It's impossible to know what greater impetus drives a feral ghoul. I stumbled across a pack them a few nights ago, and the immediacy of their frenzy left me with little time for diplomacy. Their maddened eyes reflecting none of the fear of death inherent to sentient life, they quickly went to work with tooth and claw, seeing no difference between me and their last meal.
Luckily, I wasn't alone. My animal friends, a motley group of blind mutant rats and wasteland-hardened bears, quickly turned on my attackers, distracting them from their quarry and allowing me to get a measure of safe distance between the two warring factions of irradiated monsters.

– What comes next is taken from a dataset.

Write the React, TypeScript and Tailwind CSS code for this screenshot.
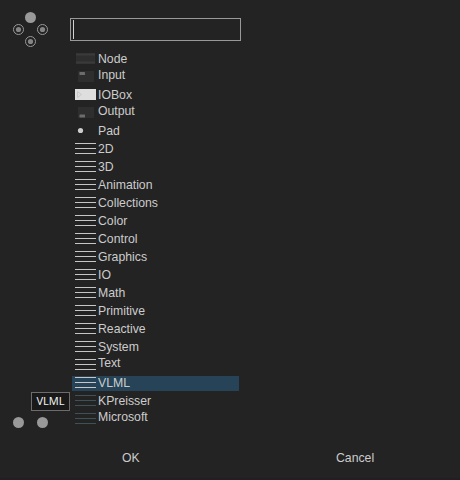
import React from 'react';

type Kind = 'node' | 'input' | 'iobox' | 'output' | 'pad' | 'category' | 'external';

interface Entry {
  label: string;
  kind: Kind;
  raised?: boolean;
  selected?: boolean;
}

const entries: Entry[] = [
  { label: 'Node', kind: 'node' },
  { label: 'Input', kind: 'input', raised: true },
  { label: 'IOBox', kind: 'iobox' },
  { label: 'Output', kind: 'output', raised: true },
  { label: 'Pad', kind: 'pad' },
  { label: '2D', kind: 'category' },
  { label: '3D', kind: 'category' },
  { label: 'Animation', kind: 'category' },
  { label: 'Collections', kind: 'category' },
  { label: 'Color', kind: 'category' },
  { label: 'Control', kind: 'category' },
  { label: 'Graphics', kind: 'category' },
  { label: 'IO', kind: 'category' },
  { label: 'Math', kind: 'category' },
  { label: 'Primitive', kind: 'category' },
  { label: 'Reactive', kind: 'category' },
  { label: 'System', kind: 'category' },
  { label: 'Text', kind: 'category', raised: true },
  { label: 'VLML', kind: 'category', selected: true },
  { label: 'KPreisser', kind: 'external' },
  { label: 'Microsoft', kind: 'external', raised: true },
];

function EntryIcon({ kind }: { kind: Kind }) {
  return (
    <svg width="21" height="18" viewBox="0 0 21 18" className="block shrink-0">
      {kind === 'node' && (
        <>
          <rect x="1" y="3" width="19" height="11" fill="#2e2e2e" />
          <rect x="1" y="3.5" width="19" height="2" fill="#3a3a3a" />
          <rect x="1" y="11.5" width="19" height="2" fill="#3a3a3a" />
        </>
      )}
      {(kind === 'input' || kind === 'output') && (
        <>
          <rect x="3" y="3" width="16" height="11" fill="#2e2e2e" />
          <rect x="4.5" y={kind === 'input' ? 4 : 10.5} width="5.5" height="3" rx="0.5" fill="#6c6c6c" />
        </>
      )}
      {kind === 'iobox' && (
        <>
          <rect x="0" y="3" width="21" height="11" fill="#dedede" />
          <path d="M2.5 5.5 L6.5 8.5 L2.5 11.5 Z" fill="none" stroke="#c8c8c8" />
        </>
      )}
      {kind === 'pad' && <circle cx="5.5" cy="8.5" r="2.6" fill="#cccccc" />}
      {(kind === 'category' || kind === 'external') && (
        <path
          d="M0 3.5H21M0 8.5H21M0 13.5H21"
          stroke={kind === 'category' ? '#c6c6c6' : '#405057'}
          strokeWidth="1"
        />
      )}
    </svg>
  );
}

function Row({ label, kind, raised, selected }: Entry) {
  return (
    <li
      className={`flex h-[18px] w-[167px] pl-[3px] ${
        selected ? 'bg-[linear-gradient(#264357,#264357)] bg-[length:100%_15px] bg-[position:0_2px] bg-no-repeat' : ''
      }`}
    >
      <EntryIcon kind={kind} />
      <span className={`ml-[2px] leading-[18px] ${raised ? '-mt-[2px]' : ''}`}>{label}</span>
    </li>
  );
}

function PinCluster() {
  return (
    <svg width="37" height="37" viewBox="0 0 37 37" className="block">
      <circle cx="18.5" cy="5.5" r="5.5" fill="#999999" />
      {[
        [6.5, 17.5],
        [30.5, 17.5],
        [18.5, 29.5],
      ].map(([cx, cy]) => (
        <g key={`${cx}-${cy}`}>
          <circle cx={cx} cy={cy} r="5" fill="none" stroke="#999999" />
          <circle cx={cx} cy={cy} r="2.6" fill="#858585" />
        </g>
      ))}
    </svg>
  );
}

export default function App() {
  return (
    <div className="flex h-[480px] w-[460px] flex-col overflow-hidden border-b-2 border-[#231e22] bg-[#232323] font-['Liberation_Sans',Arial,sans-serif] text-[12.25px] text-[#cccccc]">
      <div className="flex h-[440px]">
        <aside className="flex w-[70px] shrink-0 flex-col">
          <div className="mt-[12px] ml-[12px]">
            <PinCluster />
          </div>
          <div className="mt-[343px] ml-[31px] flex h-[19px] w-[39px] items-center justify-center border border-[#6c6c6c] bg-[#191919] font-['Noto_Sans',sans-serif] text-[11px] text-[#f0f0f0]">
            VLML
          </div>
          <div className="mt-[6px] ml-[13px] flex gap-[13px]">
            <span className="h-[11px] w-[11px] rounded-full bg-[#999999]" />
            <span className="h-[11px] w-[11px] rounded-full bg-[#999999]" />
          </div>
        </aside>
        <main>
          <div className="mt-[18px] flex h-[23px] w-[171px] items-center border border-[#999999] pl-[2px]">
            <span className="h-[19px] w-px bg-[#d0d0d0]" />
          </div>
          <ul className="mt-[9px] ml-[2px]">
            {entries.map((entry) => (
              <Row key={entry.label} {...entry} />
            ))}
          </ul>
        </main>
      </div>
      <footer className="flex leading-[18px]">
        <button className="mt-[9px] ml-[122px] w-[20px] text-left">OK</button>
        <button className="mt-[9px] ml-[194px]">Cancel</button>
      </footer>
    </div>
  );
}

My centuries-old weaponry, an arsenal of gunpowder and rust, left greasy pockmarks in their flesh, and the chemical cocktail flowing through my veins kept my aim as still as the grave from which these things might have come.
But my time in the wastes has given me a few inhuman traits of my own. Bored with both my hellish Disney entourage and the glorified zombies from whom they defended me, I made short work of both with a round from a nuclear catapult I keep handy for just such an occasion.
When Bethesda Softworks, creators of the epic timesink Elder Scrolls series, acquired the rights to develop Fallout 3 from bankrupt publisher Interplay (and by extension now-defunct series developer Black Isle Studios), one thing quickly became clear about the franchise's fate: The quality of the finished product notwithstanding, Fallout 3 would be filled to the brim with seemingly-random encounters like the one described above.
Series fanatics have long ranted that any deviation from the established Fallout formula would immediately send the series spiraling into post-Black Isle mediocrity, killing off the franchise, and single-handedly wiping the idea of engaging gameplay from the public consciousness like a swarm of depth-eating locusts intent on reducing the gaming landscape to a barren plain of Wii minigame collections and Barbie Horse Adventure sequels. While there's something to be said for that kind of single-minded devotion, that mindset would have Mario tromping around in two-dimensional stagnation well into the 21st century.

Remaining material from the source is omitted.